While electronic rolling shutter and global shutter modes produce images with different artifacts, the root cause for such artifacts is common for both modes of operation. Typically, image sensors acquire light asynchronously relative to the scenery being captured. This means that portions of an image frame may not be exposed for part of the frame duration. This is especially true for bright scenery when integration times are much shorter than the frame time used. Zones in an image frame that are not fully exposed to dynamic scenery may result in object distortion, ghosting effects, and color artifacts when the scenery includes moving or fast-changing objects. Similar effects may be observed when the camera is moving or shaking during image capture operations."
The proposed solution is:
"Each image pixel in a pixel array may include a shutter element for controlling when the photosensitive element acquires charge. For example, when a pixel's shutter element is “open,” photocurrent may accumulate on the photosensitive element. When a pixel's shutter element is “closed,” the photocurrent may be drained out from the pixel and discarded.

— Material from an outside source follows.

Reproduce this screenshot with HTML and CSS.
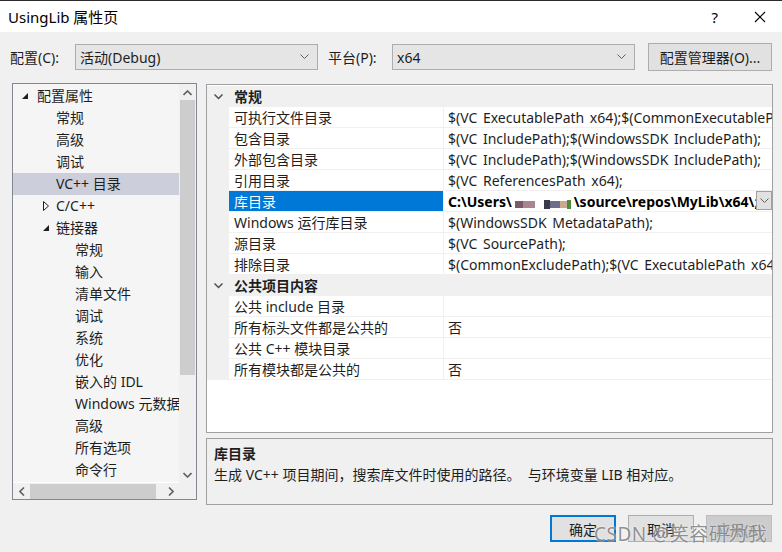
FILE: index.html
```html
<!DOCTYPE html>
<html lang="zh-CN">
<head>
    <meta charset="UTF-8">
    <title>UsingLib 属性页</title>
    <link rel="stylesheet" href="styles.css">
</head>
<body>
    <div class="dialog">
        <div class="titlebar">
            <div class="title">UsingLib 属性页</div>
            <div class="title-btns">
                <span class="help">?</span>
                <svg class="close" width="12" height="12" viewBox="0 0 12 12"><path d="M1 1 L11 11 M11 1 L1 11" stroke="#000" stroke-width="1.1" fill="none"/></svg>
            </div>
        </div>

        <div class="config-row">
            <span class="cfg-label">配置(C):</span>
            <div class="combo combo-cfg">
                <span>活动(Debug)</span>
                <svg width="9" height="6" viewBox="0 0 9 6"><path d="M0.5 0.5 L4.5 4.5 L8.5 0.5" stroke="#606060" fill="none"/></svg>
            </div>
            <span class="cfg-label plat">平台(P):</span>
            <div class="combo combo-plat">
                <span>x64</span>
                <svg width="9" height="6" viewBox="0 0 9 6"><path d="M0.5 0.5 L4.5 4.5 L8.5 0.5" stroke="#606060" fill="none"/></svg>
            </div>
            <button class="btn mgr-btn">配置管理器(O)...</button>
        </div>

        <div class="main">
            <div class="tree">
                <div class="tree-items">
                    <div class="node lvl0"><span class="twist"><svg width="6" height="6" viewBox="0 0 6 6"><path d="M6 0 L6 6 L0 6 Z" fill="#1e1e1e"/></svg></span>配置属性</div>
                    <div class="node lvl1">常规</div>
                    <div class="node lvl1">高级</div>
                    <div class="node lvl1">调试</div>
                    <div class="node lvl1 selected">VC++ 目录</div>
                    <div class="node lvl1"><span class="twist"><svg width="6" height="10" viewBox="0 0 6 10"><path d="M0.5 0.5 L5.5 5 L0.5 9.5 Z" fill="none" stroke="#1e1e1e"/></svg></span>C/C++</div>
                    <div class="node lvl1"><span class="twist"><svg width="6" height="6" viewBox="0 0 6 6"><path d="M6 0 L6 6 L0 6 Z" fill="#1e1e1e"/></svg></span>链接器</div>
                    <div class="node lvl2">常规</div>
                    <div class="node lvl2">输入</div>
                    <div class="node lvl2">清单文件</div>
                    <div class="node lvl2">调试</div>
                    <div class="node lvl2">系统</div>
                    <div class="node lvl2">优化</div>
                    <div class="node lvl2">嵌入的 IDL</div>
                    <div class="node lvl2">Windows 元数据</div>
                    <div class="node lvl2">高级</div>
                    <div class="node lvl2">所有选项</div>
                    <div class="node lvl2">命令行</div>
                </div>
                <div class="vscroll">
                    <div class="arrow"><svg width="9" height="6" viewBox="0 0 9 6"><path d="M0.5 5 L4.5 1 L8.5 5" stroke="#606060" stroke-width="1.6" fill="none"/></svg></div>
                    <div class="vtrack"><div class="vthumb"></div></div>
                    <div class="arrow"><svg width="9" height="6" viewBox="0 0 9 6"><path d="M0.5 1 L4.5 5 L8.5 1" stroke="#606060" stroke-width="1.6" fill="none"/></svg></div>
                </div>
                <div class="hscroll">
                    <div class="arrow"><svg width="6" height="9" viewBox="0 0 6 9"><path d="M5 0.5 L1 4.5 L5 8.5" stroke="#606060" stroke-width="1.6" fill="none"/></svg></div>
                    <div class="htrack"><div class="hthumb"></div></div>
                    <div class="arrow"><svg width="6" height="9" viewBox="0 0 6 9"><path d="M1 0.5 L5 4.5 L1 8.5" stroke="#606060" stroke-width="1.6" fill="none"/></svg></div>
                </div>
                <div class="corner"></div>
            </div>

            <div class="right">
                <div class="grid">
                    <div class="row category">
                        <div class="gutter"><svg width="9" height="6" viewBox="0 0 9 6"><path d="M0.5 0.5 L4.5 4.5 L8.5 0.5" stroke="#505050" stroke-width="1.5" fill="none"/></svg></div>
                        <div class="cat-name">常规</div>
                    </div>
                    <div class="row"><div class="gutter"></div><div class="name">可执行文件目录</div><div class="value">$(VC ExecutablePath x64);$(CommonExecutablePath)</div></div>
                    <div class="row"><div class="gutter"></div><div class="name">包含目录</div><div class="value">$(VC IncludePath);$(WindowsSDK IncludePath);</div></div>
                    <div class="row"><div class="gutter"></div><div class="name">外部包含目录</div><div class="value">$(VC IncludePath);$(WindowsSDK IncludePath);</div></div>
                    <div class="row"><div class="gutter"></div><div class="name">引用目录</div><div class="value">$(VC ReferencesPath x64);</div></div>
                    <div class="row active">
                        <div class="gutter"></div>
                        <div class="name">库目录</div>
                        <div class="value bold">
                            <span class="clip">C:\Users\<span class="blur"><i class="b1"></i><i class="b2"></i><i class="b3"></i><i class="b4"></i><i class="b5"></i><i class="b6"></i></span>\source\repos\MyLib\x64\;$(LibraryPath)</span>
                            <span class="drop"><svg width="9" height="6" viewBox="0 0 9 6"><path d="M0.5 0.5 L4.5 4.5 L8.5 0.5" stroke="#606060" fill="none"/></svg></span>
                        </div>
                    </div>
                    <div class="row"><div class="gutter"></div><div class="name">Windows 运行库目录</div><div class="value">$(WindowsSDK MetadataPath);</div></div>
                    <div class="row"><div class="gutter"></div><div class="name">源目录</div><div class="value">$(VC SourcePath);</div></div>
                    <div class="row"><div class="gutter"></div><div class="name">排除目录</div><div class="value">$(CommonExcludePath);$(VC ExecutablePath x64)</div></div>
                    <div class="row category">
                        <div class="gutter"><svg width="9" height="6" viewBox="0 0 9 6"><path d="M0.5 0.5 L4.5 4.5 L8.5 0.5" stroke="#505050" stroke-width="1.5" fill="none"/></svg></div>
                        <div class="cat-name">公共项目内容</div>
                    </div>
                    <div class="row"><div class="gutter"></div><div class="name">公共 include 目录</div><div class="value"></div></div>
                    <div class="row"><div class="gutter"></div><div class="name">所有标头文件都是公共的</div><div class="value">否</div></div>
                    <div class="row"><div class="gutter"></div><div class="name">公共 C++ 模块目录</div><div class="value"></div></div>
                    <div class="row"><div class="gutter"></div><div class="name">所有模块都是公共的</div><div class="value">否</div></div>
                </div>
                <div class="desc">
                    <div class="desc-title">库目录</div>
                    <div class="desc-text">生成 VC++ 项目期间，搜索库文件时使用的路径。&nbsp; 与环境变量 LIB 相对应。</div>
                </div>
            </div>
        </div>

        <div class="footer">
            <button class="btn ok">确定</button>
            <button class="btn">取消</button>
            <button class="btn disabled">应用(A)</button>
            <div class="watermark">CSDN @笑容研为我</div>
        </div>
    </div>
</body>
</html>
```

FILE: styles.css
```css
body {
    margin: 0;
    background: #f0f0f0;
    font-family: 'Noto Sans', 'Noto Sans CJK SC', sans-serif;
    font-size: 14px;
    color: #1e1e1e;
}

.dialog {
    width: 782px;
    height: 552px;
    overflow: hidden;
    position: relative;
}

.titlebar {
    height: 31px;
    background: #fff;
    border-top: 1px solid #2b2b2b;
    display: flex;
    align-items: center;
    justify-content: space-between;
    padding: 0 16px 0 8px;
}

.title {
    font-size: 15px;
    color: #000;
}

.title-btns {
    display: flex;
    align-items: center;
    gap: 36px;
}

.help {
    font-size: 15px;
    color: #000;
}

.config-row {
    display: flex;
    align-items: center;
    margin-top: 11px;
    padding-left: 10px;
    height: 28px;
}

.cfg-label {
    width: 65px;
}

.cfg-label.plat {
    width: 64px;
    margin-left: 10px;
}

.combo {
    height: 26px;
    box-sizing: border-box;
    border: 1px solid #adadad;
    background: #e5e5e5;
    display: flex;
    align-items: center;
    justify-content: space-between;
    padding: 0 8px 0 4px;
}

.combo-cfg {
    width: 243px;
}

.combo-plat {
    width: 243px;
}

.btn {
    font-family: inherit;
    font-size: 14px;
    color: #1e1e1e;
    background: #e1e1e1;
    border: 1px solid #adadad;
    padding: 0;
    height: 27px;
    box-sizing: border-box;
}

.mgr-btn {
    width: 124px;
    margin-left: 13px;
    height: 28px;
}

.main {
    display: flex;
    margin-top: 12px;
    padding-left: 12px;
    gap: 9px;
}

/* tree */
.tree {
    width: 185px;
    height: 417px;
    box-sizing: border-box;
    border: 1px solid #828790;
    display: grid;
    grid-template-columns: 1fr 17px;
    grid-template-rows: 1fr 16px;
    background: #f5f5f5;
}

.tree-items {
    overflow: hidden;
    background: #f5f5f5;
    border-bottom: 1px solid #fff;
    padding-top: 1px;
}

.node {
    height: 22px;
    line-height: 22px;
    white-space: nowrap;
    display: flex;
    align-items: center;
}

.node.lvl0 { padding-left: 24px; }
.node.lvl1 { padding-left: 43px; }
.node.lvl2 { padding-left: 62px; }

.node .twist {
    width: 19px;
    margin-left: -19px;
    display: flex;
    align-items: center;
    padding-left: 4px;
    box-sizing: border-box;
}

.node.lvl1 .twist {
    padding-left: 6px;
}

.node.selected {
    background: #cccedb;
}

.vscroll {
    background: #f0f0f0;
    display: flex;
    flex-direction: column;
}

.vscroll .arrow {
    height: 17px;
    display: flex;
    align-items: center;
    justify-content: center;
}

.vtrack {
    flex: 1;
}

.vthumb {
    margin: 0 1px;
    margin-top: -1px;
    height: 275px;
    background: #cdcdcd;
}

.hscroll {
    background: #f0f0f0;
    display: flex;
    align-items: center;
}

.hscroll .arrow {
    width: 17px;
    height: 16px;
    display: flex;
    align-items: center;
    justify-content: center;
}

.htrack {
    flex: 1;
    height: 15px;
}

.hthumb {
    width: 126px;
    height: 15px;
    background: #cdcdcd;
}

.corner {
    background: #f0f0f0;
}

/* property grid */
.right {
    display: flex;
    flex-direction: column;
    gap: 5px;
    margin-top: 1px;
}

.grid {
    width: 567px;
    height: 349px;
    box-sizing: border-box;
    border: 1px solid #a0a0a0;
    background: #fff;
    padding-top: 1px;
    overflow: hidden;
}

.row {
    display: flex;
    height: 21px;
    box-sizing: border-box;
    border-bottom: 1px solid #f0f0f0;
    line-height: 21px;
    white-space: nowrap;
}

.gutter {
    width: 22px;
    flex: none;
    background: #f0f0f0;
    display: flex;
    align-items: center;
    justify-content: center;
}

.name {
    width: 214px;
    flex: none;
    padding-left: 5px;
    box-sizing: border-box;
    overflow: hidden;
}

.value {
    flex: 1;
    border-left: 1px solid #f0f0f0;
    padding-left: 4px;
    overflow: hidden;
    display: flex;
    min-width: 0;
    word-spacing: 2px;
}

.category {
    background: #f0f0f0;
    border-bottom: none;
}

.cat-name {
    font-weight: bold;
    padding-left: 5px;
}

.active .name {
    background: #0078d7;
    color: #fff;
}

.value.bold {
    font-weight: bold;
    color: #000;
    padding-right: 0;
    word-spacing: 0;
}

.clip {
    flex: 1;
    overflow: hidden;
    min-width: 0;
}

.blur {
    display: inline-flex;
    align-items: center;
    height: 10px;
    margin: 0 3px;
    vertical-align: -1px;
}

.blur i {
    display: inline-block;
    height: 7px;
}

.blur .b1 { width: 8px; background: #7a5a6a; }
.blur .b2 { width: 12px; background: #a9868e; margin-right: 9px; }
.blur .b3 { width: 6px; background: #3a3a4a; height: 9px; }
.blur .b4 { width: 10px; background: #6d6e8c; }
.blur .b5 { width: 7px; background: #caa98f; }
.blur .b6 { width: 4px; background: #4d8a3c; height: 9px; }

.drop {
    width: 16px;
    flex: none;
    height: 19px;
    box-sizing: border-box;
    border: 1px solid #a0a0a0;
    background: #e1e1e1;
    display: flex;
    align-items: center;
    justify-content: center;
}

.desc {
    width: 567px;
    height: 67px;
    box-sizing: border-box;
    border: 1px solid #a0a0a0;
    padding: 4px 7px;
    line-height: 21px;
}

.desc-title {
    font-weight: bold;
}

/* buttons */
.footer {
    display: flex;
    justify-content: flex-end;
    gap: 12px;
    padding-right: 10px;
    margin-top: 10px;
    position: relative;
}

.footer .btn {
    width: 66px;
}

.btn.ok {
    border: 2px solid #0078d7;
}

.btn.disabled {
    background: #cccccc;
    border-color: #bfbfbf;
    color: #838383;
}

.watermark {
    position: absolute;
    left: 594px;
    top: 4px;
    font-size: 19px;
    color: rgba(110, 110, 110, 0.75);
    text-shadow: 0 0 2px #fff;
    white-space: nowrap;
    letter-spacing: 0.5px;
}
```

The shutter elements may be operated dynamically by being opened and closed multiple times throughout the duration of an imaging frame. Each cycle of dynamic shutter operation may include a period of time when the shutter is open and a period of time when the shutter is closed. At the end of each cycle, the charge that has been acquired on the photosensitive element during the cycle may be transferred from the photosensitive element to a pixel memory element. By repeating this sequence multiple times, the charge accumulated on the pixel memory element may represent the entire scenery being captured without significantly unexposed “blind” time spots."